> Exercise task:
Output the material word for word. Leave each picture out.

> Stored data:
--- Begin ---
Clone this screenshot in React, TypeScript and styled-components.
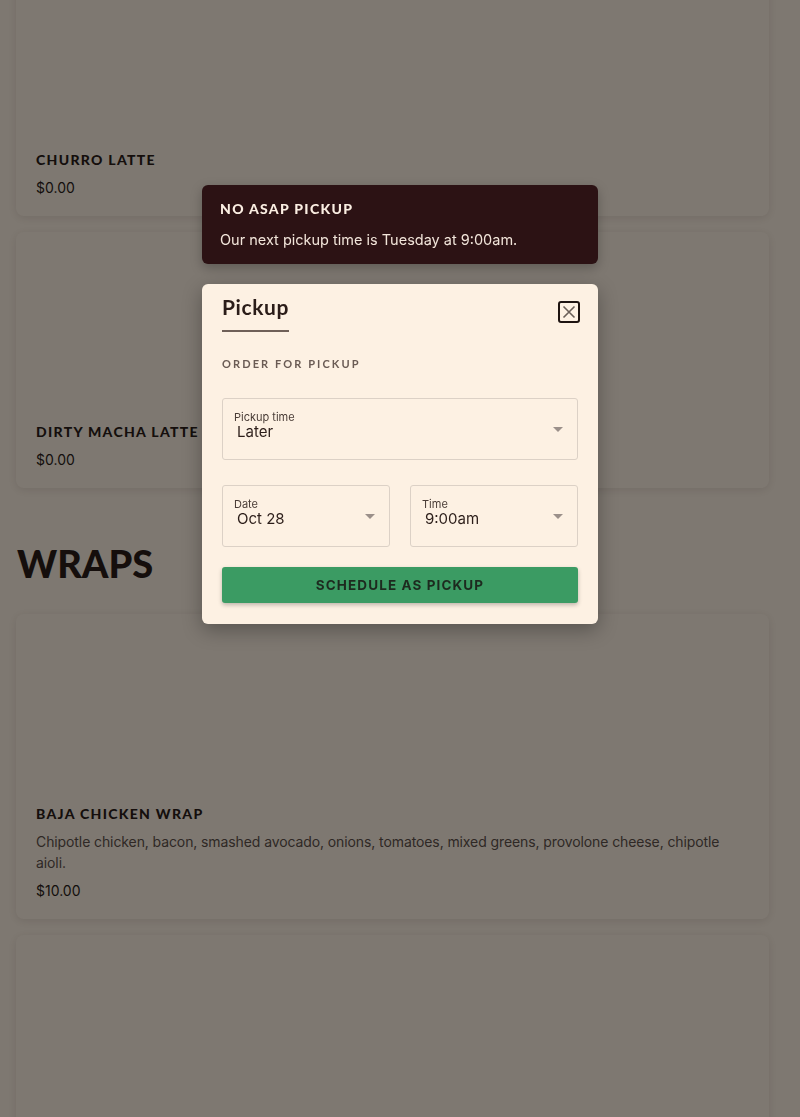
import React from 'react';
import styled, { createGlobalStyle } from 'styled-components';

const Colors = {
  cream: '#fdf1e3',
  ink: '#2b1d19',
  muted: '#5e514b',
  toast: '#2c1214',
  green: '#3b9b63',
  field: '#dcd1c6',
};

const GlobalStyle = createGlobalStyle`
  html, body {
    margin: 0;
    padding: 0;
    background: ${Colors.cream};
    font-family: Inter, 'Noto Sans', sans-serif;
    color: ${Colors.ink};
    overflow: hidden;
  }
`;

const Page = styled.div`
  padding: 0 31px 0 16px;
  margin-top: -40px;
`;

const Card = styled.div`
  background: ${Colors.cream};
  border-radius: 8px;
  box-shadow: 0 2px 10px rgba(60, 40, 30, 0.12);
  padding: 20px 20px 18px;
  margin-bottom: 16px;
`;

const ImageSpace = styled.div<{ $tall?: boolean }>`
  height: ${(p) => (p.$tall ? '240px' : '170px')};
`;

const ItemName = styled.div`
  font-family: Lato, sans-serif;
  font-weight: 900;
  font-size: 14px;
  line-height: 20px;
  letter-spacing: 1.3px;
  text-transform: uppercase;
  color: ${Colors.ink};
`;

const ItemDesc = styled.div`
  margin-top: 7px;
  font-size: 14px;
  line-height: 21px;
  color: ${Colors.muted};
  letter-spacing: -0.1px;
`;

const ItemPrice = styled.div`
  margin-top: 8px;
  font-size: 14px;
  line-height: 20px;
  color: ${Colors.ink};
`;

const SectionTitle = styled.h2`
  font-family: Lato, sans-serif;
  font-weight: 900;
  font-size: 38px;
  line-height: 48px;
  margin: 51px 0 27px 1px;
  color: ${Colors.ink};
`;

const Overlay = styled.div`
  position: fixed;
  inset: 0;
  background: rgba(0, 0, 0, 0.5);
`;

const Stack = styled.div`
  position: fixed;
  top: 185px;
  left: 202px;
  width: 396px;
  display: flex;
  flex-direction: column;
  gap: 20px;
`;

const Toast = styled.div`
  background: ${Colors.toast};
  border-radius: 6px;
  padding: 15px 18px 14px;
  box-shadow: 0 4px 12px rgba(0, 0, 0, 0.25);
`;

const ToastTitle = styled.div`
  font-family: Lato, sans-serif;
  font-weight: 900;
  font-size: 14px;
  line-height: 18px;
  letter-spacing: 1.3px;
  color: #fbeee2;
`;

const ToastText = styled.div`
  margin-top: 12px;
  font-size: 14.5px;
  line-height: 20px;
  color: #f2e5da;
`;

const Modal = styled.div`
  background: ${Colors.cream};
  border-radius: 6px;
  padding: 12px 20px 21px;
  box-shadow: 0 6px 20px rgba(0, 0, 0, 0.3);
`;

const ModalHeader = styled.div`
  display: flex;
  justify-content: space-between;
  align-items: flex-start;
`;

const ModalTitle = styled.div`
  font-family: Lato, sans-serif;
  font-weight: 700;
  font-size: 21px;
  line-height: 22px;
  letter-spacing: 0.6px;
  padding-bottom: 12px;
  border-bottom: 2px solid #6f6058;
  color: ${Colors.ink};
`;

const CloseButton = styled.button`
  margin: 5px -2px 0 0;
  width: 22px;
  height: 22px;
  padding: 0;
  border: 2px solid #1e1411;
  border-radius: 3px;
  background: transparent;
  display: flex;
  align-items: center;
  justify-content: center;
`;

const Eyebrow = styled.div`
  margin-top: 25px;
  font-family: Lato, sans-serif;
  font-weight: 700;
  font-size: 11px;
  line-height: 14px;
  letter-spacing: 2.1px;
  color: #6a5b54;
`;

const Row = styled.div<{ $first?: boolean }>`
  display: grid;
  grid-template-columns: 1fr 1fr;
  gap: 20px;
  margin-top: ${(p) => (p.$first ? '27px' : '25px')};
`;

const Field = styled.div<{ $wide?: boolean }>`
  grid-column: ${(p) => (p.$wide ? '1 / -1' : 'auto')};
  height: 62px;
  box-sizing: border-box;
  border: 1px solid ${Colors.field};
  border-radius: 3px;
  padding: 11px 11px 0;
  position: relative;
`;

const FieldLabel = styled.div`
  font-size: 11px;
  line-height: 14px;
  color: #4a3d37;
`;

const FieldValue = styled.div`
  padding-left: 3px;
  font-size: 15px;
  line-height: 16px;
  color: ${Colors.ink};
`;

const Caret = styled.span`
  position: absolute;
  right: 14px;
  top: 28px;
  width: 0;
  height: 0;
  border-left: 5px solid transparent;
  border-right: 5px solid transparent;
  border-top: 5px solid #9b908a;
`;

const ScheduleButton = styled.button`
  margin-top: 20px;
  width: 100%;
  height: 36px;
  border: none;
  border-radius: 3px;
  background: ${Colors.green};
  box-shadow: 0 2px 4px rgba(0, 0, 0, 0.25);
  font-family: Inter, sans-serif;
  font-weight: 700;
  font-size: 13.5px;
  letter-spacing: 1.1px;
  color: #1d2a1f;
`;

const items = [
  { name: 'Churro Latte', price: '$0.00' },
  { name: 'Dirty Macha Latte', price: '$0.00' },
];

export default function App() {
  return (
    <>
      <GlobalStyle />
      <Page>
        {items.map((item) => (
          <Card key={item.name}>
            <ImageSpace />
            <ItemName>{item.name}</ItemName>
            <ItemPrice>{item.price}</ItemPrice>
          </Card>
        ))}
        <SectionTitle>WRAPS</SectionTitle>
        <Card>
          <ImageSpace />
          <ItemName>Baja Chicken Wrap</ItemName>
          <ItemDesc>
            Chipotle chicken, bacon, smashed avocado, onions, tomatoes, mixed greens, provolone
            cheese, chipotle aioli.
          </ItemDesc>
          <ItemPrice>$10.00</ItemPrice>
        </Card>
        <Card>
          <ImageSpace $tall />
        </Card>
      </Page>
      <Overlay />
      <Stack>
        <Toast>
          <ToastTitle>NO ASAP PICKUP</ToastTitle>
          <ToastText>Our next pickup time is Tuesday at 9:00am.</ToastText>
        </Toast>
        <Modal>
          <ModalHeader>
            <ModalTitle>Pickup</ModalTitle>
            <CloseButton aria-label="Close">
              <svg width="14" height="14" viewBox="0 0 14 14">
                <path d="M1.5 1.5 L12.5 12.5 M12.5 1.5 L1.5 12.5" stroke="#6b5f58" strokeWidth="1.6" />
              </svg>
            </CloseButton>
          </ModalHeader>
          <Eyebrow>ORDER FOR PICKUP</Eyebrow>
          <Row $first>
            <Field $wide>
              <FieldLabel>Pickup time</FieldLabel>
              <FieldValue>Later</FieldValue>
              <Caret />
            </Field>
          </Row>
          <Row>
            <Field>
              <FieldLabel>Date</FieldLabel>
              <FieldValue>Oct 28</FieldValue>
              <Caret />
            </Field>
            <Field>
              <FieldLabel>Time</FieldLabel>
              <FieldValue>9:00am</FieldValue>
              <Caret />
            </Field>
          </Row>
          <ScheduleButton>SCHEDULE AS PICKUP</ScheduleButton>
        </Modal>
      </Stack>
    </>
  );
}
--- End ---
> Output for this task:
Clone this screenshot in React, TypeScript and styled-components.
import React from 'react';
import styled, { createGlobalStyle } from 'styled-components';

const Colors = {
  cream: '#fdf1e3',
  ink: '#2b1d19',
  muted: '#5e514b',
  toast: '#2c1214',
  green: '#3b9b63',
  field: '#dcd1c6',
};

const GlobalStyle = createGlobalStyle`
  html, body {
    margin: 0;
    padding: 0;
    background: ${Colors.cream};
    font-family: Inter, 'Noto Sans', sans-serif;
    color: ${Colors.ink};
    overflow: hidden;
  }
`;

const Page = styled.div`
  padding: 0 31px 0 16px;
  margin-top: -40px;
`;

const Card = styled.div`
  background: ${Colors.cream};
  border-radius: 8px;
  box-shadow: 0 2px 10px rgba(60, 40, 30, 0.12);
  padding: 20px 20px 18px;
  margin-bottom: 16px;
`;

const ImageSpace = styled.div<{ $tall?: boolean }>`
  height: ${(p) => (p.$tall ? '240px' : '170px')};
`;

const ItemName = styled.div`
  font-family: Lato, sans-serif;
  font-weight: 900;
  font-size: 14px;
  line-height: 20px;
  letter-spacing: 1.3px;
  text-transform: uppercase;
  color: ${Colors.ink};
`;

const ItemDesc = styled.div`
  margin-top: 7px;
  font-size: 14px;
  line-height: 21px;
  color: ${Colors.muted};
  letter-spacing: -0.1px;
`;

const ItemPrice = styled.div`
  margin-top: 8px;
  font-size: 14px;
  line-height: 20px;
  color: ${Colors.ink};
`;

const SectionTitle = styled.h2`
  font-family: Lato, sans-serif;
  font-weight: 900;
  font-size: 38px;
  line-height: 48px;
  margin: 51px 0 27px 1px;
  color: ${Colors.ink};
`;

const Overlay = styled.div`
  position: fixed;
  inset: 0;
  background: rgba(0, 0, 0, 0.5);
`;

const Stack = styled.div`
  position: fixed;
  top: 185px;
  left: 202px;
  width: 396px;
  display: flex;
  flex-direction: column;
  gap: 20px;
`;

const Toast = styled.div`
  background: ${Colors.toast};
  border-radius: 6px;
  padding: 15px 18px 14px;
  box-shadow: 0 4px 12px rgba(0, 0, 0, 0.25);
`;

const ToastTitle = styled.div`
  font-family: Lato, sans-serif;
  font-weight: 900;
  font-size: 14px;
  line-height: 18px;
  letter-spacing: 1.3px;
  color: #fbeee2;
`;

const ToastText = styled.div`
  margin-top: 12px;
  font-size: 14.5px;
  line-height: 20px;
  color: #f2e5da;
`;

const Modal = styled.div`
  background: ${Colors.cream};
  border-radius: 6px;
  padding: 12px 20px 21px;
  box-shadow: 0 6px 20px rgba(0, 0, 0, 0.3);
`;

const ModalHeader = styled.div`
  display: flex;
  justify-content: space-between;
  align-items: flex-start;
`;

const ModalTitle = styled.div`
  font-family: Lato, sans-serif;
  font-weight: 700;
  font-size: 21px;
  line-height: 22px;
  letter-spacing: 0.6px;
  padding-bottom: 12px;
  border-bottom: 2px solid #6f6058;
  color: ${Colors.ink};
`;

const CloseButton = styled.button`
  margin: 5px -2px 0 0;
  width: 22px;
  height: 22px;
  padding: 0;
  border: 2px solid #1e1411;
  border-radius: 3px;
  background: transparent;
  display: flex;
  align-items: center;
  justify-content: center;
`;

const Eyebrow = styled.div`
  margin-top: 25px;
  font-family: Lato, sans-serif;
  font-weight: 700;
  font-size: 11px;
  line-height: 14px;
  letter-spacing: 2.1px;
  color: #6a5b54;
`;

const Row = styled.div<{ $first?: boolean }>`
  display: grid;
  grid-template-columns: 1fr 1fr;
  gap: 20px;
  margin-top: ${(p) => (p.$first ? '27px' : '25px')};
`;

const Field = styled.div<{ $wide?: boolean }>`
  grid-column: ${(p) => (p.$wide ? '1 / -1' : 'auto')};
  height: 62px;
  box-sizing: border-box;
  border: 1px solid ${Colors.field};
  border-radius: 3px;
  padding: 11px 11px 0;
  position: relative;
`;

const FieldLabel = styled.div`
  font-size: 11px;
  line-height: 14px;
  color: #4a3d37;
`;

const FieldValue = styled.div`
  padding-left: 3px;
  font-size: 15px;
  line-height: 16px;
  color: ${Colors.ink};
`;

const Caret = styled.span`
  position: absolute;
  right: 14px;
  top: 28px;
  width: 0;
  height: 0;
  border-left: 5px solid transparent;
  border-right: 5px solid transparent;
  border-top: 5px solid #9b908a;
`;

const ScheduleButton = styled.button`
  margin-top: 20px;
  width: 100%;
  height: 36px;
  border: none;
  border-radius: 3px;
  background: ${Colors.green};
  box-shadow: 0 2px 4px rgba(0, 0, 0, 0.25);
  font-family: Inter, sans-serif;
  font-weight: 700;
  font-size: 13.5px;
  letter-spacing: 1.1px;
  color: #1d2a1f;
`;

const items = [
  { name: 'Churro Latte', price: '$0.00' },
  { name: 'Dirty Macha Latte', price: '$0.00' },
];

export default function App() {
  return (
    <>
      <GlobalStyle />
      <Page>
        {items.map((item) => (
          <Card key={item.name}>
            <ImageSpace />
            <ItemName>{item.name}</ItemName>
            <ItemPrice>{item.price}</ItemPrice>
          </Card>
        ))}
        <SectionTitle>WRAPS</SectionTitle>
        <Card>
          <ImageSpace />
          <ItemName>Baja Chicken Wrap</ItemName>
          <ItemDesc>
            Chipotle chicken, bacon, smashed avocado, onions, tomatoes, mixed greens, provolone
            cheese, chipotle aioli.
          </ItemDesc>
          <ItemPrice>$10.00</ItemPrice>
        </Card>
        <Card>
          <ImageSpace $tall />
        </Card>
      </Page>
      <Overlay />
      <Stack>
        <Toast>
          <ToastTitle>NO ASAP PICKUP</ToastTitle>
          <ToastText>Our next pickup time is Tuesday at 9:00am.</ToastText>
        </Toast>
        <Modal>
          <ModalHeader>
            <ModalTitle>Pickup</ModalTitle>
            <CloseButton aria-label="Close">
              <svg width="14" height="14" viewBox="0 0 14 14">
                <path d="M1.5 1.5 L12.5 12.5 M12.5 1.5 L1.5 12.5" stroke="#6b5f58" strokeWidth="1.6" />
              </svg>
            </CloseButton>
          </ModalHeader>
          <Eyebrow>ORDER FOR PICKUP</Eyebrow>
          <Row $first>
            <Field $wide>
              <FieldLabel>Pickup time</FieldLabel>
              <FieldValue>Later</FieldValue>
              <Caret />
            </Field>
          </Row>
          <Row>
            <Field>
              <FieldLabel>Date</FieldLabel>
              <FieldValue>Oct 28</FieldValue>
              <Caret />
            </Field>
            <Field>
              <FieldLabel>Time</FieldLabel>
              <FieldValue>9:00am</FieldValue>
              <Caret />
            </Field>
          </Row>
          <ScheduleButton>SCHEDULE AS PICKUP</ScheduleButton>
        </Modal>
      </Stack>
    </>
  );
}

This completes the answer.